> _Dataset extract_:
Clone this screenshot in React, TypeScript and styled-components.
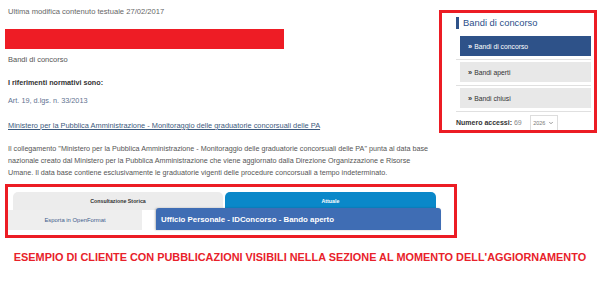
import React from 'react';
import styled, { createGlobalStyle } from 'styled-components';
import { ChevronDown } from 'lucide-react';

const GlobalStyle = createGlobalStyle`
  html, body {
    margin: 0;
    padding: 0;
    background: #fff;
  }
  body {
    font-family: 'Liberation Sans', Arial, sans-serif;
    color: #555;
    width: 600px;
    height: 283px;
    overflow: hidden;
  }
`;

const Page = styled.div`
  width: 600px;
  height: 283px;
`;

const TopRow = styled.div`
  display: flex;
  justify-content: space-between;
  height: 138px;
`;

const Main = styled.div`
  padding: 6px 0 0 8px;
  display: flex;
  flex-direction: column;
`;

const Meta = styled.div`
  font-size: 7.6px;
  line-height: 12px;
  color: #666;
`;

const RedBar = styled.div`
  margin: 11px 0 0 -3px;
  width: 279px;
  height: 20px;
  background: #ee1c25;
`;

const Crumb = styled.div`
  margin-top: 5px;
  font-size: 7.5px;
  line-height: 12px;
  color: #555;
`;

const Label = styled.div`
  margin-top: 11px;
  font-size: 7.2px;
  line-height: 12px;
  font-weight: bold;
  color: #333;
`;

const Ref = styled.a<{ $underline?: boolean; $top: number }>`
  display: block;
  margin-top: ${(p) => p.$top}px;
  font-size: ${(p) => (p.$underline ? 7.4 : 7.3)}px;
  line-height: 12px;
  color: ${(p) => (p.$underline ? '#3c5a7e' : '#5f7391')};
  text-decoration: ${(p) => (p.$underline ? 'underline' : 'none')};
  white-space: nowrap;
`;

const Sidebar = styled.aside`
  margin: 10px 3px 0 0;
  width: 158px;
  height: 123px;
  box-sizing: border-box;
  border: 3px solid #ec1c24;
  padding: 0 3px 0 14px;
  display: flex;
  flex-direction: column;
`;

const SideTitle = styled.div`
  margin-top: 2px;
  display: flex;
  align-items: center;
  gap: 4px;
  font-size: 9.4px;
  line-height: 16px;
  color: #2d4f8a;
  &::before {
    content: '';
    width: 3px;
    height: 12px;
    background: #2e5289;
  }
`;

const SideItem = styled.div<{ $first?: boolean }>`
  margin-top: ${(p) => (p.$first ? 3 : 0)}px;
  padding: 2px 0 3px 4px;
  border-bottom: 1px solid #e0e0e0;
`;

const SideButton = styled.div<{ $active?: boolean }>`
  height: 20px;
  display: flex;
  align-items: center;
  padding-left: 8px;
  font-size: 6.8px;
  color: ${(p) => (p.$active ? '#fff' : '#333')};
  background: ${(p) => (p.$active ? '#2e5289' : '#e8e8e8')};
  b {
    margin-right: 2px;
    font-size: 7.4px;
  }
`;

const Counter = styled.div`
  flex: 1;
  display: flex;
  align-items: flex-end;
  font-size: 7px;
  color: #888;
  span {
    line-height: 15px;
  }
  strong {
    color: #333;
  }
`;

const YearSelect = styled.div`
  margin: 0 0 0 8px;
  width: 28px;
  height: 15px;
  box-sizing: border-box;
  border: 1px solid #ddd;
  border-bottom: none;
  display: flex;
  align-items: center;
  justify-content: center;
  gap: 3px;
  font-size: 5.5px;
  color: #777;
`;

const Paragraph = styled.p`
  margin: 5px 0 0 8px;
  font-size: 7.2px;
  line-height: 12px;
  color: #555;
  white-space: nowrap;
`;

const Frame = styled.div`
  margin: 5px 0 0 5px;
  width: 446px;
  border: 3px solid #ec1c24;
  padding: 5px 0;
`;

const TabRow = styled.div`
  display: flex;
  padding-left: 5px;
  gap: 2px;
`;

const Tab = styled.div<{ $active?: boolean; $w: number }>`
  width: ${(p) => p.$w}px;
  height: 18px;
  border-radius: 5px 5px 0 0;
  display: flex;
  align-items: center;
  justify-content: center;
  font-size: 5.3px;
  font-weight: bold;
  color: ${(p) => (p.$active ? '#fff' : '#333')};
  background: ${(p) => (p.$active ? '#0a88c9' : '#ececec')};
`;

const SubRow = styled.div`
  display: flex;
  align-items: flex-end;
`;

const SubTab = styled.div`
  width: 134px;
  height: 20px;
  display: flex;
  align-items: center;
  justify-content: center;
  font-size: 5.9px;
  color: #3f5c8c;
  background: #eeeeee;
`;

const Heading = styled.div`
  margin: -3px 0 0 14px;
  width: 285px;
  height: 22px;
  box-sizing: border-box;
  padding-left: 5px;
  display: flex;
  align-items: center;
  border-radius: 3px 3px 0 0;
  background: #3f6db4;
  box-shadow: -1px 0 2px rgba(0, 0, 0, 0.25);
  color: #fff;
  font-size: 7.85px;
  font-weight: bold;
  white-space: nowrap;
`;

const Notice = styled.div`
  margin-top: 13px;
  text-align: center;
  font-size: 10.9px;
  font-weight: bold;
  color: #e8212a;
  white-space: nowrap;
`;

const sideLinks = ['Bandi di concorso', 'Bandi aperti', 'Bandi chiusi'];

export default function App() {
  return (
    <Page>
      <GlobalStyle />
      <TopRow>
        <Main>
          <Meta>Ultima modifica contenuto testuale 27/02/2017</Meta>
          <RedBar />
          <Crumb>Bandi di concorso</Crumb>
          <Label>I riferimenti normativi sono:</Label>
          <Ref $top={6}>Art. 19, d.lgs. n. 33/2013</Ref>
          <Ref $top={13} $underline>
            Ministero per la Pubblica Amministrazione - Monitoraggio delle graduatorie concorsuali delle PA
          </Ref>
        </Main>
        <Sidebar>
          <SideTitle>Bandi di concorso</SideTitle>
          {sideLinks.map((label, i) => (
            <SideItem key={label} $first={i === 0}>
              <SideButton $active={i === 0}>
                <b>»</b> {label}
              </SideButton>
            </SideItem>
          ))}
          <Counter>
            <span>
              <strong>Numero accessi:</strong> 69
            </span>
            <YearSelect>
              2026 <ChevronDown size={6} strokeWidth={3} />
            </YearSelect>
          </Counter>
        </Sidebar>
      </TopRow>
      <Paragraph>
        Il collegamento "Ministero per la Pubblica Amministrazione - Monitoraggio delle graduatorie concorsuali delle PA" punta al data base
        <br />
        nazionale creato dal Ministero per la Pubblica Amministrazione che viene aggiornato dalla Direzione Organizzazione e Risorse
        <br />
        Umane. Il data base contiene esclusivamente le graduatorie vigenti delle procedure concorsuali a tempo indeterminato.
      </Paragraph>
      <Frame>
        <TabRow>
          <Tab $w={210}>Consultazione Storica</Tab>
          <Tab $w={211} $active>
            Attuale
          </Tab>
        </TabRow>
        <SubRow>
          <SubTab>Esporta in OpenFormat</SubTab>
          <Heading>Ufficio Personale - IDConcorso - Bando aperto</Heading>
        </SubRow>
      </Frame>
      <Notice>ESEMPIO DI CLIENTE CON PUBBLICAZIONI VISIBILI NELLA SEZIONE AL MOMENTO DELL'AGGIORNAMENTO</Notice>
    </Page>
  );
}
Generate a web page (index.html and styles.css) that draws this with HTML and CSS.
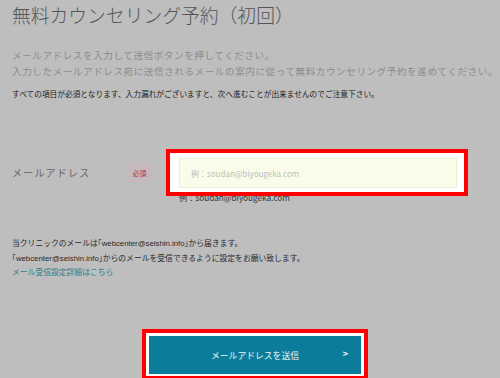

> _What is expected_: Give every record back exactly as it reads, with no images.

> _Reply_:
Clone this screenshot in React, TypeScript and styled-components.
import React from 'react';
import styled, { createGlobalStyle } from 'styled-components';
import { ChevronDown } from 'lucide-react';

const GlobalStyle = createGlobalStyle`
  html, body {
    margin: 0;
    padding: 0;
    background: #fff;
  }
  body {
    font-family: 'Liberation Sans', Arial, sans-serif;
    color: #555;
    width: 600px;
    height: 283px;
    overflow: hidden;
  }
`;

const Page = styled.div`
  width: 600px;
  height: 283px;
`;

const TopRow = styled.div`
  display: flex;
  justify-content: space-between;
  height: 138px;
`;

const Main = styled.div`
  padding: 6px 0 0 8px;
  display: flex;
  flex-direction: column;
`;

const Meta = styled.div`
  font-size: 7.6px;
  line-height: 12px;
  color: #666;
`;

const RedBar = styled.div`
  margin: 11px 0 0 -3px;
  width: 279px;
  height: 20px;
  background: #ee1c25;
`;

const Crumb = styled.div`
  margin-top: 5px;
  font-size: 7.5px;
  line-height: 12px;
  color: #555;
`;

const Label = styled.div`
  margin-top: 11px;
  font-size: 7.2px;
  line-height: 12px;
  font-weight: bold;
  color: #333;
`;

const Ref = styled.a<{ $underline?: boolean; $top: number }>`
  display: block;
  margin-top: ${(p) => p.$top}px;
  font-size: ${(p) => (p.$underline ? 7.4 : 7.3)}px;
  line-height: 12px;
  color: ${(p) => (p.$underline ? '#3c5a7e' : '#5f7391')};
  text-decoration: ${(p) => (p.$underline ? 'underline' : 'none')};
  white-space: nowrap;
`;

const Sidebar = styled.aside`
  margin: 10px 3px 0 0;
  width: 158px;
  height: 123px;
  box-sizing: border-box;
  border: 3px solid #ec1c24;
  padding: 0 3px 0 14px;
  display: flex;
  flex-direction: column;
`;

const SideTitle = styled.div`
  margin-top: 2px;
  display: flex;
  align-items: center;
  gap: 4px;
  font-size: 9.4px;
  line-height: 16px;
  color: #2d4f8a;
  &::before {
    content: '';
    width: 3px;
    height: 12px;
    background: #2e5289;
  }
`;

const SideItem = styled.div<{ $first?: boolean }>`
  margin-top: ${(p) => (p.$first ? 3 : 0)}px;
  padding: 2px 0 3px 4px;
  border-bottom: 1px solid #e0e0e0;
`;

const SideButton = styled.div<{ $active?: boolean }>`
  height: 20px;
  display: flex;
  align-items: center;
  padding-left: 8px;
  font-size: 6.8px;
  color: ${(p) => (p.$active ? '#fff' : '#333')};
  background: ${(p) => (p.$active ? '#2e5289' : '#e8e8e8')};
  b {
    margin-right: 2px;
    font-size: 7.4px;
  }
`;

const Counter = styled.div`
  flex: 1;
  display: flex;
  align-items: flex-end;
  font-size: 7px;
  color: #888;
  span {
    line-height: 15px;
  }
  strong {
    color: #333;
  }
`;

const YearSelect = styled.div`
  margin: 0 0 0 8px;
  width: 28px;
  height: 15px;
  box-sizing: border-box;
  border: 1px solid #ddd;
  border-bottom: none;
  display: flex;
  align-items: center;
  justify-content: center;
  gap: 3px;
  font-size: 5.5px;
  color: #777;
`;

const Paragraph = styled.p`
  margin: 5px 0 0 8px;
  font-size: 7.2px;
  line-height: 12px;
  color: #555;
  white-space: nowrap;
`;

const Frame = styled.div`
  margin: 5px 0 0 5px;
  width: 446px;
  border: 3px solid #ec1c24;
  padding: 5px 0;
`;

const TabRow = styled.div`
  display: flex;
  padding-left: 5px;
  gap: 2px;
`;

const Tab = styled.div<{ $active?: boolean; $w: number }>`
  width: ${(p) => p.$w}px;
  height: 18px;
  border-radius: 5px 5px 0 0;
  display: flex;
  align-items: center;
  justify-content: center;
  font-size: 5.3px;
  font-weight: bold;
  color: ${(p) => (p.$active ? '#fff' : '#333')};
  background: ${(p) => (p.$active ? '#0a88c9' : '#ececec')};
`;

const SubRow = styled.div`
  display: flex;
  align-items: flex-end;
`;

const SubTab = styled.div`
  width: 134px;
  height: 20px;
  display: flex;
  align-items: center;
  justify-content: center;
  font-size: 5.9px;
  color: #3f5c8c;
  background: #eeeeee;
`;

const Heading = styled.div`
  margin: -3px 0 0 14px;
  width: 285px;
  height: 22px;
  box-sizing: border-box;
  padding-left: 5px;
  display: flex;
  align-items: center;
  border-radius: 3px 3px 0 0;
  background: #3f6db4;
  box-shadow: -1px 0 2px rgba(0, 0, 0, 0.25);
  color: #fff;
  font-size: 7.85px;
  font-weight: bold;
  white-space: nowrap;
`;

const Notice = styled.div`
  margin-top: 13px;
  text-align: center;
  font-size: 10.9px;
  font-weight: bold;
  color: #e8212a;
  white-space: nowrap;
`;

const sideLinks = ['Bandi di concorso', 'Bandi aperti', 'Bandi chiusi'];

export default function App() {
  return (
    <Page>
      <GlobalStyle />
      <TopRow>
        <Main>
          <Meta>Ultima modifica contenuto testuale 27/02/2017</Meta>
          <RedBar />
          <Crumb>Bandi di concorso</Crumb>
          <Label>I riferimenti normativi sono:</Label>
          <Ref $top={6}>Art. 19, d.lgs. n. 33/2013</Ref>
          <Ref $top={13} $underline>
            Ministero per la Pubblica Amministrazione - Monitoraggio delle graduatorie concorsuali delle PA
          </Ref>
        </Main>
        <Sidebar>
          <SideTitle>Bandi di concorso</SideTitle>
          {sideLinks.map((label, i) => (
            <SideItem key={label} $first={i === 0}>
              <SideButton $active={i === 0}>
                <b>»</b> {label}
              </SideButton>
            </SideItem>
          ))}
          <Counter>
            <span>
              <strong>Numero accessi:</strong> 69
            </span>
            <YearSelect>
              2026 <ChevronDown size={6} strokeWidth={3} />
            </YearSelect>
          </Counter>
        </Sidebar>
      </TopRow>
      <Paragraph>
        Il collegamento "Ministero per la Pubblica Amministrazione - Monitoraggio delle graduatorie concorsuali delle PA" punta al data base
        <br />
        nazionale creato dal Ministero per la Pubblica Amministrazione che viene aggiornato dalla Direzione Organizzazione e Risorse
        <br />
        Umane. Il data base contiene esclusivamente le graduatorie vigenti delle procedure concorsuali a tempo indeterminato.
      </Paragraph>
      <Frame>
        <TabRow>
          <Tab $w={210}>Consultazione Storica</Tab>
          <Tab $w={211} $active>
            Attuale
          </Tab>
        </TabRow>
        <SubRow>
          <SubTab>Esporta in OpenFormat</SubTab>
          <Heading>Ufficio Personale - IDConcorso - Bando aperto</Heading>
        </SubRow>
      </Frame>
      <Notice>ESEMPIO DI CLIENTE CON PUBBLICAZIONI VISIBILI NELLA SEZIONE AL MOMENTO DELL'AGGIORNAMENTO</Notice>
    </Page>
  );
}
Generate a web page (index.html and styles.css) that draws this with HTML and CSS.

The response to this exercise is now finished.